By default, SQL Server always appends new backups to media. Appending can occur only at the end of the media. For example, if a media volume contains five backup sets, it is not possible to skip the first three backup sets to overwrite the fourth backup set with a new backup set.
If you use BACKUP WITH NOREWIND for a tape backup, the tape will be left open at the end of the operation. This allows you to append further backups to the tape without rewinding the tape and then scanning forward again to find the last backup set. You can find the list of open tape drives in the sys.dm_io_backup_tapes dynamic management view; for more information, see sys.dm_io_backup_tapes (Transact-SQL).
Microsoft Windows backups and SQL Server backups can share the same media, but they are not interoperable. SQL Server backup cannot back up Windows data.
SQL Server 2008 Enterprise and later supports compressing backups. Compressed and uncompressed backups cannot occur together in a media set. Any edition of SQL Server 2008 or later versions can read compressed backups. For more information, see Backup Compression (SQL Server).
Overwriting Backup Sets
Overwriting of existing backup sets is specified by using the INIT option of the BACKUP statement. This option overwrites all the backup sets on the media and preserve the media header, if any. If no media header exists, one is created.
For tape headers, leaving the header in place can make sense. For disk backup media, only the files used by the backup devices specified in the backup operation are overwritten; other files on the disk are unaffected. When overwriting backups, any existing media header is preserved, and the new backup is created as the first backup on the backup device. If there is no existing media header, a valid media header with an associated media name and media description is written automatically. If the existing media header is invalid, the backup operation terminates. If the media is empty, the new media header is generated with the given MEDIANAME, MEDIAPASSWORD, and MEDIADESCRIPTION, if any.

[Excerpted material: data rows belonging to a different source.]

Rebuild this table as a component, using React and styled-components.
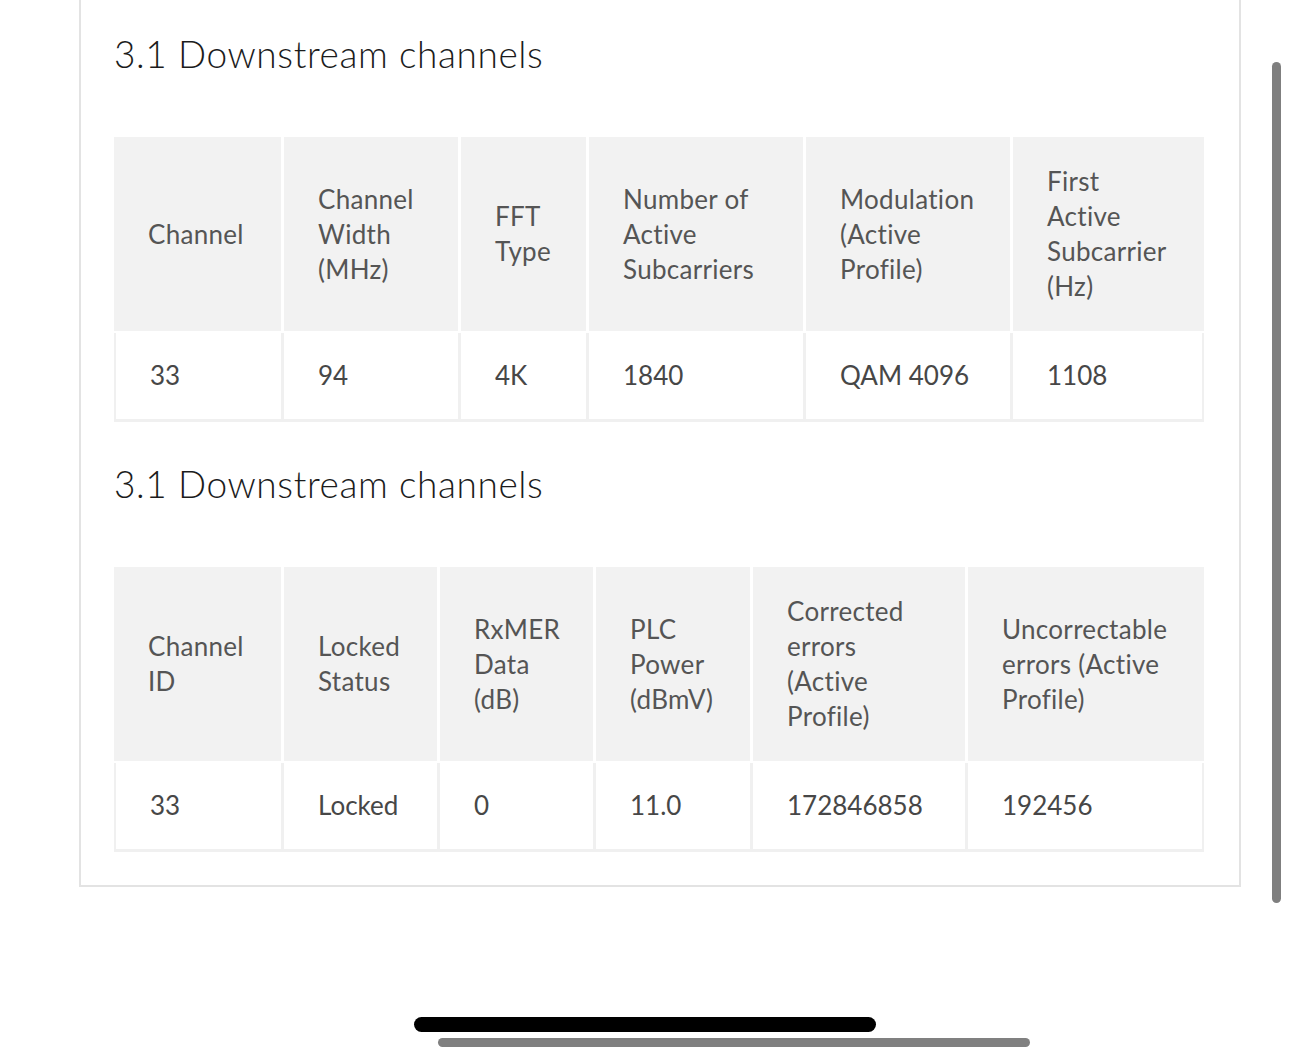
import React from "react";
import styled, { createGlobalStyle } from "styled-components";

const Global = createGlobalStyle`
  html, body { margin: 0; padding: 0; background: #fff; }
  body { font-family: Lato, "Open Sans", sans-serif; }
`;

const Page = styled.div`
  position: relative;
  width: 1290px;
  height: 1056px;
  overflow: hidden;
  background: #fff;
`;

const Card = styled.section`
  box-sizing: border-box;
  margin-left: 79px;
  width: 1162px;
  border: 2px solid #e3e3e3;
  border-top: none;
  padding: 32px 35px 33px 33px;
  display: flex;
  flex-direction: column;
`;

const Heading = styled.h2`
  margin: ${(p) => (p.$first ? "0" : "40px")} 0 61px 0;
  font-size: 37px;
  line-height: 44px;
  font-weight: 300;
  color: #1c1c1c;
  letter-spacing: 0.6px;
`;

const Table = styled.table`
  width: 1090px;
  table-layout: fixed;
  border-collapse: separate;
  border-spacing: 0;
  font-size: 26px;
  line-height: 35px;
`;

const Th = styled.th`
  box-sizing: border-box;
  background: #f2f2f2;
  color: #555;
  font-weight: 400;
  text-align: left;
  vertical-align: middle;
  white-space: nowrap;
  letter-spacing: 0.3px;
  padding: 27px 10px 27px 34px;
  border-left: ${(p) => (p.$first ? 0 : 3)}px solid #fff;
  border-bottom: 2px solid #fff;
`;

const Td = styled.td`
  box-sizing: border-box;
  background: #fff;
  color: #474747;
  text-align: left;
  vertical-align: middle;
  white-space: nowrap;
  padding: 25px 10px 26px 34px;
  border-left: ${(p) => (p.$first ? 2 : 3)}px solid #f0f0f0;
  border-right: ${(p) => (p.$last ? 2 : 0)}px solid #f0f0f0;
  border-bottom: 3px solid #f0f0f0;
`;

const ScrollV = styled.div`
  position: absolute;
  left: 1272px;
  top: 62px;
  width: 9px;
  height: 841px;
  border-radius: 5px;
  background: #7f7f7f;
`;

const HomeBar = styled.div`
  position: absolute;
  left: 414px;
  top: 1017px;
  width: 462px;
  height: 15px;
  border-radius: 8px;
  background: #000;
`;

const ScrollH = styled.div`
  position: absolute;
  left: 438px;
  top: 1038px;
  width: 592px;
  height: 9px;
  border-radius: 5px;
  background: #808080;
`;

const tables = [
  {
    widths: [167, 177, 128, 217, 207, 194],
    headers: [
      ["Channel"],
      ["Channel", "Width", "(MHz)"],
      ["FFT", "Type"],
      ["Number of", "Active", "Subcarriers"],
      ["Modulation", "(Active", "Profile)"],
      ["First", "Active", "Subcarrier", "(Hz)"],
    ],
    row: ["33", "94", "4K", "1840", "QAM 4096", "1108"],
  },
  {
    widths: [167, 156, 156, 157, 215, 239],
    headers: [
      ["Channel", "ID"],
      ["Locked", "Status"],
      ["RxMER", "Data", "(dB)"],
      ["PLC", "Power", "(dBmV)"],
      ["Corrected", "errors", "(Active", "Profile)"],
      ["Uncorrectable", "errors (Active", "Profile)"],
    ],
    row: ["33", "Locked", "0", "11.0", "172846858", "192456"],
  },
];

function Lines({ lines }) {
  return lines.map((l, i) => (
    <React.Fragment key={i}>
      {i > 0 && <br />}
      {l}
    </React.Fragment>
  ));
}

function ChannelTable({ widths, headers, row }) {
  const n = headers.length;
  return (
    <Table>
      <colgroup>
        {widths.map((w, i) => (
          <col key={i} style={{ width: w }} />
        ))}
      </colgroup>
      <thead>
        <tr>
          {headers.map((h, i) => (
            <Th key={i} $first={i === 0}>
              <Lines lines={h} />
            </Th>
          ))}
        </tr>
      </thead>
      <tbody>
        <tr>
          {row.map((v, i) => (
            <Td key={i} $first={i === 0} $last={i === n - 1}>
              {v}
            </Td>
          ))}
        </tr>
      </tbody>
    </Table>
  );
}

export default function App() {
  return (
    <Page>
      <Global />
      <Card>
        {tables.map((t, i) => (
          <React.Fragment key={i}>
            <Heading $first={i === 0}>3.1 Downstream channels</Heading>
            <ChannelTable {...t} />
          </React.Fragment>
        ))}
      </Card>
      <ScrollV />
      <HomeBar />
      <ScrollH />
    </Page>
  );
}
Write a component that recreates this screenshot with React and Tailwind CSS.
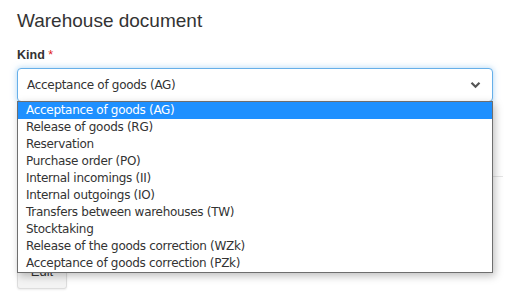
const KINDS = [
  "Acceptance of goods (AG)",
  "Release of goods (RG)",
  "Reservation",
  "Purchase order (PO)",
  "Internal incomings (II)",
  "Internal outgoings (IO)",
  "Transfers between warehouses (TW)",
  "Stocktaking",
  "Release of the goods correction (WZk)",
  "Acceptance of goods correction (PZk)",
];

export default function App() {
  const selected = 0;

  return (
    <div className="relative w-[512px] h-[308px] overflow-hidden bg-white text-[#333] font-['Liberation_Sans',Arial,sans-serif]">
      <div className="pl-[17px] pr-[19px]">
        {/* Header */}
        <h3 className="pt-[9px] text-[19px] leading-[24px] text-[#333]">Warehouse document</h3>

        {/* Kind */}
        <div className="mt-[15px]">
          <label className="block text-[12.5px] font-bold leading-[15px] mb-[5px]">
            Kind <span className="text-[#e02020] font-normal">*</span>
          </label>
          <div className="flex items-center h-[34px] px-[9px] rounded-[4px] border border-[#66afe9] shadow-[0_0_6px_rgba(102,175,233,0.55)] bg-white">
            <span className="flex-1 text-[12px] text-[#333] font-['DejaVu_Sans',Verdana,sans-serif] tracking-[-0.3px]">
              {KINDS[selected]}
            </span>
            <svg width="11" height="8" viewBox="0 0 11 8" className="mr-[2px]">
              <path d="M1.5 1.8 L5.5 5.8 L9.5 1.8" fill="none" stroke="#555" strokeWidth="2.2" />
            </svg>
          </div>
        </div>

        {/* Below the select, mostly covered by the list */}
        <div className="mt-[74px] mr-[-10px] border-t border-[#e5e5e5]" />
        <div className="mt-[78px]">
          <button className="w-[50px] h-[34px] rounded-[3px] border border-[#ddd] bg-[#f3f3f3] text-[13px] text-[#333] shadow-[0_1px_2px_rgba(0,0,0,0.08)]">
            Edit
          </button>
        </div>
      </div>

      {/* Open list */}
      <ul className="absolute left-[17px] top-[101px] w-[476px] border border-[#6e6e6e] bg-white shadow-[2px_3px_8px_rgba(0,0,0,0.25)] font-['DejaVu_Sans',Verdana,sans-serif] text-[12px] tracking-[-0.3px]">
        {KINDS.map((k, i) => (
          <li
            key={k}
            className={`h-[17px] leading-[17px] pl-[8px] ${
              i === selected ? "bg-[#1e90ff] text-white" : "text-[#333]"
            }`}
          >
            {k}
          </li>
        ))}
      </ul>
    </div>
  );
}
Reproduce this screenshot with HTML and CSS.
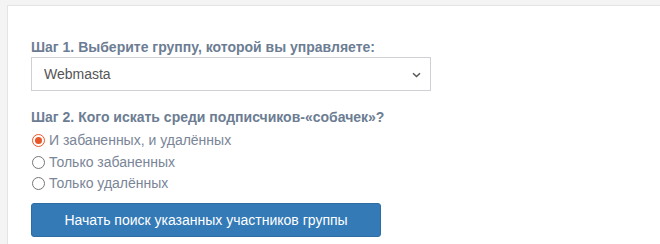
FILE: index.html
```html
<!DOCTYPE html>
<html lang="ru">
<head>
<meta charset="utf-8">
<link rel="stylesheet" href="styles.css">
</head>
<body>
<div class="card">
  <label class="step" for="grp">Шаг 1. Выберите группу, которой вы управляете:</label>
  <div class="select">
    <span class="select-value">Webmasta</span>
    <svg class="chev" width="9" height="6" viewBox="0 0 9 6"><path d="M1 1.2 L4.5 4.6 L8 1.2" fill="none" stroke="#555" stroke-width="1.4"/></svg>
  </div>
  <div class="step step2">Шаг 2. Кого искать среди подписчиков-«собачек»?</div>
  <div class="radios">
    <div class="radio"><span class="dot checked"></span>И забаненных, и удалённых</div>
    <div class="radio"><span class="dot"></span>Только забаненных</div>
    <div class="radio"><span class="dot"></span>Только удалённых</div>
  </div>
  <button class="btn">Начать поиск указанных участников группы</button>
</div>
</body>
</html>
```
FILE: styles.css
```css
html, body { margin: 0; padding: 0; }
body {
  background: #f4f4f4;
  font-family: "Liberation Sans", Arial, sans-serif;
  font-size: 14px;
  padding: 5px 0 0 7px;
  height: 244px;
  box-sizing: border-box;
  overflow: hidden;
}
.card {
  background: #fff;
  border-top: 1px solid #e4e4e4;
  border-left: 1px solid #e4e4e4;
  padding: 32px 0 0 23px;
  height: 239px;
  box-sizing: border-box;
}
.step {
  display: block;
  font-weight: bold;
  color: #6c7d93;
  line-height: 19px;
}
.select {
  width: 377px;
  height: 32px;
  border: 1px solid #cfcfd4;
  display: flex;
  align-items: center;
  justify-content: space-between;
  padding: 0 9px 0 12px;
  box-sizing: content-box;
}
.select-value { color: #555; font-size: 14px; }
.chev { margin-top: 1px; }
.step2 { margin-top: 17px; }
.radios { margin-top: 3px; }
.radio {
  display: flex;
  align-items: center;
  line-height: 21.5px;
  color: #7a8597;
  font-size: 14px;
}
.dot {
  width: 11px;
  height: 11px;
  border: 1px solid #767676;
  border-radius: 50%;
  margin: 0 4px 0 1px;
  box-sizing: content-box;
  position: relative;
}
.dot.checked {
  border-color: #e8572a;
}
.dot.checked::after {
  content: "";
  position: absolute;
  left: 2px; top: 2px;
  width: 7px; height: 7px;
  border-radius: 50%;
  background: #e8572a;
}
.btn {
  display: block;
  margin-top: 8px;
  width: 350px;
  height: 34px;
  background: #337ab7;
  border: 1px solid #2e6da4;
  border-radius: 3px;
  color: #fff;
  font-family: "Liberation Sans", Arial, sans-serif;
  font-size: 14px;
  padding: 0;
}
```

Beginning with SQL Server 2012, the MEDIAPASSWORD option is discontinued for creating backups. However, you can still restore backups created with passwords.
Backup media is not overwritten if either of the following conditions exists:
The existing backups on the media have not expired. (If SKIP is specified, expiration is not checked.)
The expiration date specifies the date that the backup expires and can be overwritten by another backup. You can specify the expiration date when a backup is created. By default, the expiration date is determined by the media retention option set with sp_configure. For more information, see sp_configure (Transact-SQL).
The media name, if provided, does not match the name on the backup media.
The media name is a descriptive name used for easy identification of the media.
If you are sure you want to overwrite the existing media (for example, if you know that the backups on the tape are no longer needed), you can explicitly skip these checks.
If the backup media is password protected by Microsoft Windows, Microsoft SQL Server does not write to the media. To overwrite media that is password protected, you must reinitialize the media.
The correct order is important for multiple media families within a media set or multiple backup media within a media family. Therefore, backup assigns sequence numbers in the following ways:
Sequential media families within a media set
Within a media set, the media families are numbered sequentially according to their position in the media set. The media-family number is recorded in the family_sequence_number column of the backupmediafamily table.
Physical media within a media family
A media sequence number indicates the order of the physical media within a media family. The sequence number is 1 for the initial backup media. This is tagged with 1; the second (the first continuation tape) is tagged with 2; and so on. When the backup set is restored, the media sequence numbers make sure that the operator restoring the backup mounts the correct media in the correct order.
When you use multiple tape drives or disk files, the following considerations apply:
The complete media set that is created by a backup operation must be used by all subsequent backup operations. For example, if a media set was created by using two tape backup devices, all subsequent backup operations that involve the same media set must use two backup devices.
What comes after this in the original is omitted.